Informatie over Krekar verzwegen
Het ministerie van Justitie heeft informatie achtergehouden over de uitgezette Irakees Mullah Krekar. Dat blijkt uit een ambtsbericht van de Algemene Inlichtingen- en Veiligheidsdienst (AIVD).
Volgens minister Donner van Justitie zijn gegevens bewust niet voorgelegd aan de raadkamer en het openbaar ministerie in Haarlem, die het uitleveringsverzoek van Krekar behandelden.
Uit een ambtsbericht van de AIVD dat zaterdag werd gepubliceerd door NRC Handelsblad blijkt dat de veiligheidsdienst de IND, die onder het ministerie van Justitie valt, op 12 september heeft doorgegeven dat Jordanië Krekar verdenkt van betrokkenheid bij terrorisme.

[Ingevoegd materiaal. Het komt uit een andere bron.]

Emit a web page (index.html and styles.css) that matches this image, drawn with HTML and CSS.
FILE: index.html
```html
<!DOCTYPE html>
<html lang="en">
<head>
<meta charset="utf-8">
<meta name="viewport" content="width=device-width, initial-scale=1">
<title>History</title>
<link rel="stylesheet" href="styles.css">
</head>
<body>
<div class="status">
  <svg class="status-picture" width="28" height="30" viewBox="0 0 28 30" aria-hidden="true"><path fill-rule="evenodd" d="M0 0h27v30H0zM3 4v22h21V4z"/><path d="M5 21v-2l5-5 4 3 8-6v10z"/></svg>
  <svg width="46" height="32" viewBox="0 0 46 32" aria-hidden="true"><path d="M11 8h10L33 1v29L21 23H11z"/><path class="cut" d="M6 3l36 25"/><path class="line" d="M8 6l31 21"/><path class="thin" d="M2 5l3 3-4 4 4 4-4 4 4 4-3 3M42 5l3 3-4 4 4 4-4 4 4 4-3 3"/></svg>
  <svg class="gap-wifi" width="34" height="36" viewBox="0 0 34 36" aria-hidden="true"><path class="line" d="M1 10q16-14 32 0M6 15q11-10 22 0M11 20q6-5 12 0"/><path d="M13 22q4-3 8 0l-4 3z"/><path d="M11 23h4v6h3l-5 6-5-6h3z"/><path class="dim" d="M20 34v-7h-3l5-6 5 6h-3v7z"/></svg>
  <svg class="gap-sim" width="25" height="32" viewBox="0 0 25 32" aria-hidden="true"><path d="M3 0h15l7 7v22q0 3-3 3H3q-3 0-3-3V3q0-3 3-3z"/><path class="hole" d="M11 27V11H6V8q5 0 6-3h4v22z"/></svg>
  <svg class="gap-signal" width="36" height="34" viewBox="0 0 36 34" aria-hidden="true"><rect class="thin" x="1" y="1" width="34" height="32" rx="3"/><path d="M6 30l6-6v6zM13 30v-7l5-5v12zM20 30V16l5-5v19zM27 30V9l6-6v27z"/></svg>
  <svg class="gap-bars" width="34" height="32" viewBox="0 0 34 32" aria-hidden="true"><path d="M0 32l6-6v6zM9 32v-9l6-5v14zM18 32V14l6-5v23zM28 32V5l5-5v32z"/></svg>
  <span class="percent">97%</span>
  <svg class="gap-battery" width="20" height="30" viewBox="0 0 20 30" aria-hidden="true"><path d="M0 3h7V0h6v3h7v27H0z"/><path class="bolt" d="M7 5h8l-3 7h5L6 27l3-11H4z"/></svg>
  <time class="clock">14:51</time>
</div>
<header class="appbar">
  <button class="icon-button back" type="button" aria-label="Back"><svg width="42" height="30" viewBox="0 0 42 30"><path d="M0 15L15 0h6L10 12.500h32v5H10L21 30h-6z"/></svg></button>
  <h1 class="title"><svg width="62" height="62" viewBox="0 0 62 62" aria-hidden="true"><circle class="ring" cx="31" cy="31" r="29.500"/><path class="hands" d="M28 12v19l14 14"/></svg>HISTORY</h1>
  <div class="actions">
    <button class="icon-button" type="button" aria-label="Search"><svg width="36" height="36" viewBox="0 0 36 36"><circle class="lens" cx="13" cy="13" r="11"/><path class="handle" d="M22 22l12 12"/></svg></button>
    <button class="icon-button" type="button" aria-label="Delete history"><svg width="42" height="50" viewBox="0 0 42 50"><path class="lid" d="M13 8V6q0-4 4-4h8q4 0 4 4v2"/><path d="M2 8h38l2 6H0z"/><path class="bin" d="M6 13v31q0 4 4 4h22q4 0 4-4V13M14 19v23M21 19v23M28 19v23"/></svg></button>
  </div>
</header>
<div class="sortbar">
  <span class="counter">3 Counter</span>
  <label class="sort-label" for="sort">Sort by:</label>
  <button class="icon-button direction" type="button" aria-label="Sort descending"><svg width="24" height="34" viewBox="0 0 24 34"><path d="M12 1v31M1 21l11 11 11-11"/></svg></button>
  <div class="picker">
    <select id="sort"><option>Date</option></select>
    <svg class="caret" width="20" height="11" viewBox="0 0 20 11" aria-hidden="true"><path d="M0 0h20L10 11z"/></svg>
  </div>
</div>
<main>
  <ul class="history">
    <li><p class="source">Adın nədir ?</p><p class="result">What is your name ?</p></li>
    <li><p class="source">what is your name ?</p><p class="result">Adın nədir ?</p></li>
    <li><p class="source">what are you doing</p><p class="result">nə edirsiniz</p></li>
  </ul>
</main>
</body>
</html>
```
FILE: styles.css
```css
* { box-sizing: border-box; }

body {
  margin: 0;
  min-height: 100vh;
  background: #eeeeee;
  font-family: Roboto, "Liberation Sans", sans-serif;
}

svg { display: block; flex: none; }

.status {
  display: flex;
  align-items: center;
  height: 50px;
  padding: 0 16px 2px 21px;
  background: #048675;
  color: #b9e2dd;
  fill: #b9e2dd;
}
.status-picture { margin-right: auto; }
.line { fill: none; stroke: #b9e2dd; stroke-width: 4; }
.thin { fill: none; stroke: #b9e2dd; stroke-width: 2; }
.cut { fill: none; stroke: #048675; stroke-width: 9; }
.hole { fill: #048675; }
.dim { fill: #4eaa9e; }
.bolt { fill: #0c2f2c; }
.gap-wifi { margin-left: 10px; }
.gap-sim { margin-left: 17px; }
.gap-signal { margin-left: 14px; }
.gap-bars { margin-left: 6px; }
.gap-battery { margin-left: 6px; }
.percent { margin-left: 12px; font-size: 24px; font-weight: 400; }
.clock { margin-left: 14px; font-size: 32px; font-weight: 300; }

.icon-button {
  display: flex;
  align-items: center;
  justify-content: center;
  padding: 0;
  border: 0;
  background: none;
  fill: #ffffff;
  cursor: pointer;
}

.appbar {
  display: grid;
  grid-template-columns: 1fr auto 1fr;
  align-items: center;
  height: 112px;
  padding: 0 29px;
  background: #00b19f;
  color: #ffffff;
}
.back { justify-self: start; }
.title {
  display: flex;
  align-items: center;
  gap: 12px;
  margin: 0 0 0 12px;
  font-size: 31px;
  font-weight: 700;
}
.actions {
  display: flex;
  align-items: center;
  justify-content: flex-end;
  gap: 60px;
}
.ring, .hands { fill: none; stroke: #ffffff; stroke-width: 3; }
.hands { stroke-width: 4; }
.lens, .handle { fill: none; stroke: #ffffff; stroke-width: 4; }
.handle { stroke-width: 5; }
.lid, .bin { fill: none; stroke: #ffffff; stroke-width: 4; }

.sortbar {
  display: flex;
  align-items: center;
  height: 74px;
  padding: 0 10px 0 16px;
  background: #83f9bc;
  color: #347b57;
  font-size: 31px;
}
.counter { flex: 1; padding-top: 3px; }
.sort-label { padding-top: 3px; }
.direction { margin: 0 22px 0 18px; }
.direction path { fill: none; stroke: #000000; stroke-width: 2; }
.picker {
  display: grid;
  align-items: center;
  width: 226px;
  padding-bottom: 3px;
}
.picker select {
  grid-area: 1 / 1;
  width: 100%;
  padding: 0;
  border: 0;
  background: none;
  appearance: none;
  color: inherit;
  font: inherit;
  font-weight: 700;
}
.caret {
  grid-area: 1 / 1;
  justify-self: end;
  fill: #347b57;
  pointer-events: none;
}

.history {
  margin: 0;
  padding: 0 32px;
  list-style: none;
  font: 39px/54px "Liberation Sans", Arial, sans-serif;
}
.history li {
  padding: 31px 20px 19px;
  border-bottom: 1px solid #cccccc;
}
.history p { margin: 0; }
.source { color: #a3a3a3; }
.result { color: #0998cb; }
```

Bronnen hadden de AIVD gemeld dat de Jordaanse autoriteiten Krekar ervan verdenken betrokken te zijn geweest bij een bomaanslag op 28 februari op het hoofd van de afdeling contraterrorisme van de Jordaanse veiligheidsdienst.
Het ministerie heeft echter altijd volgehouden dat Jordanië Krekar alleen uitgeleverd wilde krijgen omdat hij verdacht werd van heroïnehandel. De Nederlandse advocaat van de Irakees, V. Koppe, vermoedde al dat het uitleveringsverzoek te maken had met vermeend terrorisme van Krekar, maar het departement zei dat het niet over informatie beschikte die hierop duidde. Koppe is hier woedend over. „Als was gebleken dat Jordanië Krekar ook voor een aanslag zoekt, dan had de raadkamer in Haarlem hem direct moeten vrijlaten. Want voor dit soort misdrijven hebben we helemaal geen uitleveringsmogelijkheid met Jordanië”, stelt hij.

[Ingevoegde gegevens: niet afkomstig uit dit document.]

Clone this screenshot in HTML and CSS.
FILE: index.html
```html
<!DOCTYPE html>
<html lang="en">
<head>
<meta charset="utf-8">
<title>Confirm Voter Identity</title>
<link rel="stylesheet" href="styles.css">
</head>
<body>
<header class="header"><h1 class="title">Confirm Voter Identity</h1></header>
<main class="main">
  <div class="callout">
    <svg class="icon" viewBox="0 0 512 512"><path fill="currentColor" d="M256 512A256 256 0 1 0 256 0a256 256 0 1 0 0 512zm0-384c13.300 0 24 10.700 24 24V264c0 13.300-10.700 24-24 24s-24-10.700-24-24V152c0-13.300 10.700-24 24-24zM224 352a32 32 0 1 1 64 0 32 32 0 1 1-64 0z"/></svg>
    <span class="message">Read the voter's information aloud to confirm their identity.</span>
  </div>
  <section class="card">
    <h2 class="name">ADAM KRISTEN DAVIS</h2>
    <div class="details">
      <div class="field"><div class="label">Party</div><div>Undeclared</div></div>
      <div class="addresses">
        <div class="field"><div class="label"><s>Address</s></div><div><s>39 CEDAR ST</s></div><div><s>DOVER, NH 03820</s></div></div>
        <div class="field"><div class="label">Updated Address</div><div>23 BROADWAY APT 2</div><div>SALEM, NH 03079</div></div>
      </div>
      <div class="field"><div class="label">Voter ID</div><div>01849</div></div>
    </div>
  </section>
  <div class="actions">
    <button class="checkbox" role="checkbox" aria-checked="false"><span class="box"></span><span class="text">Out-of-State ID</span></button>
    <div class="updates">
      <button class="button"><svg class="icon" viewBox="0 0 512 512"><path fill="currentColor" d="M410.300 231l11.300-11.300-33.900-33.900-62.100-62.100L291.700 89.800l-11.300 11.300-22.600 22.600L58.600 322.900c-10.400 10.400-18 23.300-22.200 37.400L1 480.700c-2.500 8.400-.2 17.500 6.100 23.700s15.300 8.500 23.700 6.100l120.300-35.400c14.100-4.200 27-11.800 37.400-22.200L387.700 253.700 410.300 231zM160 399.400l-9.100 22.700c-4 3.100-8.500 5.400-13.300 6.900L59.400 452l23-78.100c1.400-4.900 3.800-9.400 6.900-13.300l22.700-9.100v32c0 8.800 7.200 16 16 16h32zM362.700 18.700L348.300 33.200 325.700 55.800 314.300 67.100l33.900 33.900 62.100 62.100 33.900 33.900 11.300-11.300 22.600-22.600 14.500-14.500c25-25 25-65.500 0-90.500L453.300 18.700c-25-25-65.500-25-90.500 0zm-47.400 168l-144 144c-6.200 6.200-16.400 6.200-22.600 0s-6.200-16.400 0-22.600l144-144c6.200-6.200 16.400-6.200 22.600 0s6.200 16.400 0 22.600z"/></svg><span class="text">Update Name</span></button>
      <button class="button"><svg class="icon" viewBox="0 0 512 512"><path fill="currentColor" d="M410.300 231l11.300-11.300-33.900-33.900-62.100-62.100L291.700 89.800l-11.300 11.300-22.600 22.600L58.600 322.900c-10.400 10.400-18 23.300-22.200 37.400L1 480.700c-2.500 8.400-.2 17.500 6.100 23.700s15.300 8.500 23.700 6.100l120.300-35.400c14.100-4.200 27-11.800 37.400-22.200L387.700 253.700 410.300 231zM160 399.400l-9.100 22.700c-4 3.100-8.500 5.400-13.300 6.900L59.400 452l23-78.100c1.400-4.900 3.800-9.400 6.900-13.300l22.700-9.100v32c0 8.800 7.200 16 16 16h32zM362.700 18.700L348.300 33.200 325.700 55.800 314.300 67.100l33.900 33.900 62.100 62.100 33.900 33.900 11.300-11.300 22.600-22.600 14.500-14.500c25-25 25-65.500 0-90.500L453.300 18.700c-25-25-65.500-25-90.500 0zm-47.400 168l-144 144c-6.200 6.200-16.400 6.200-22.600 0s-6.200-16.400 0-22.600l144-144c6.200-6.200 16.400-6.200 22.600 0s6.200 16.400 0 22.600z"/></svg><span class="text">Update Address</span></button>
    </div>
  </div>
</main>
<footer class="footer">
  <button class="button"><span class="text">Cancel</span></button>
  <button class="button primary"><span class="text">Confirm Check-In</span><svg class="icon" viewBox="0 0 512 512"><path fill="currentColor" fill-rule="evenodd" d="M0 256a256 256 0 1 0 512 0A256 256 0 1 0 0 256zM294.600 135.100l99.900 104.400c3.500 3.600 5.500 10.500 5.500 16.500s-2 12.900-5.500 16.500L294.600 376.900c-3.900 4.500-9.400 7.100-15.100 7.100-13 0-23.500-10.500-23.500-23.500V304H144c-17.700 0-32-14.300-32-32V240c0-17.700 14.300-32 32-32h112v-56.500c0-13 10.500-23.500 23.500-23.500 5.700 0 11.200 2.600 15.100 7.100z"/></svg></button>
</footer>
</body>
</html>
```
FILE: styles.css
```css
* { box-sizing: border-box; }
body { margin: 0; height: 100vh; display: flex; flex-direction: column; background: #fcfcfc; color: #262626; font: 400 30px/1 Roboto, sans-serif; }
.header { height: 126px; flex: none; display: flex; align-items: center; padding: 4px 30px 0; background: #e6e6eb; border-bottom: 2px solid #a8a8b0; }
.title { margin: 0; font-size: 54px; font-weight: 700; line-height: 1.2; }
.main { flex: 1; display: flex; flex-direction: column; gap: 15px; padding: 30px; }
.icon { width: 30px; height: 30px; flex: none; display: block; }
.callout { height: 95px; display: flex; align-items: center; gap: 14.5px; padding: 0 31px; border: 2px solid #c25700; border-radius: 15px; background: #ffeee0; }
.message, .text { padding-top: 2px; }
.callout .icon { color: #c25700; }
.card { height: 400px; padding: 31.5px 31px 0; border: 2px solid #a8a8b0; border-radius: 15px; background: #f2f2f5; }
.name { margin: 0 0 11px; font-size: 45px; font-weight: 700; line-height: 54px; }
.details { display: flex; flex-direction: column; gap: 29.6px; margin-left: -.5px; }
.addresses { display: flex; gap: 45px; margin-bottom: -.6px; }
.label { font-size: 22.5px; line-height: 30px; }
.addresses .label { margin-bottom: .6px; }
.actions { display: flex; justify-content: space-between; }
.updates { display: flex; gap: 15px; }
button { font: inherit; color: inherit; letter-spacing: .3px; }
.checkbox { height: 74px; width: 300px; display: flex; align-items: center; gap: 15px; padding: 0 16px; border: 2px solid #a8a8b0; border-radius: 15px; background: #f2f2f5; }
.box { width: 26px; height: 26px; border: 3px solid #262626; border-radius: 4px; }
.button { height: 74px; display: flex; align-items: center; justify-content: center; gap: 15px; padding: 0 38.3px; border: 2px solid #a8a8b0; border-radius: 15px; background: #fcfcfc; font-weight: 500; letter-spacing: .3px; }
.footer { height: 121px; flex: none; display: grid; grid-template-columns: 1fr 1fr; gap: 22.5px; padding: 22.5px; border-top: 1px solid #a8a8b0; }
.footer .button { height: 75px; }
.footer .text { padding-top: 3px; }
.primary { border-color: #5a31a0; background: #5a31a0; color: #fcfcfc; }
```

Donner hield deze informatie geheim voor de raadkamer en het OM in Haarlem, die het uitleveringsverzoek voor Krekar tot vorige week behandelden. In de loop van maandag besloot de bewindsman hem opeens naar Noorwegen uit te wijzen.
Volgens de minister zijn de gegevens bewust niet doorgespeeld, omdat ze afkomstig waren van de AIVD en daarom niet door justitie mogen worden gebruikt. De bewindsman verwijst daarbij naar een uitspraak van de rechtbank in Rotterdam vorige maand in de zaak tegen de vier mannen die verdacht werden van het voorbereiden van een aanslag op de Amerikaanse ambassade in Parijs. Zij werden vrijgesproken omdat hun aanhoudingen waren gebaseerd op informatie van de voorganger van de AIVD, de BVD. Volgens de rechtbank had het OM zelf strafrechtelijk onderzoek moeten doen voordat het overging tot arrestaties en huiszoekingen.
Volgens de raadslieden van Krekar echter had de informatie van de AIVD wel degelijk gebruikt mogen worden. „Bij een strafrechtelijke procedure die in Nederland speelt, mag inderdaad geen gebruik worden gemaakt van gegevens van de veiligheidsdienst. Maar bij een uitleveringsprocedure gaat die regel niet op. Er wordt in die gevallen dan ook regelmatig AIVD-informatie gebruikt.” De Nederlandse Orde van Advocaten meent dat de informatie eerst ter beoordeling aan de rechter had moeten worden voorgelegd.
Het OM neemt waarschijnlijk geen stappen om de achtergehouden informatie alsnog boven tafel te krijgen. „Wat het OM betreft is de kous af, omdat Krekar al is uitgezet”, aldus persofficier E. Hartjes. „Het heeft geen zin om hier achteraf nog verder op in te gaan.”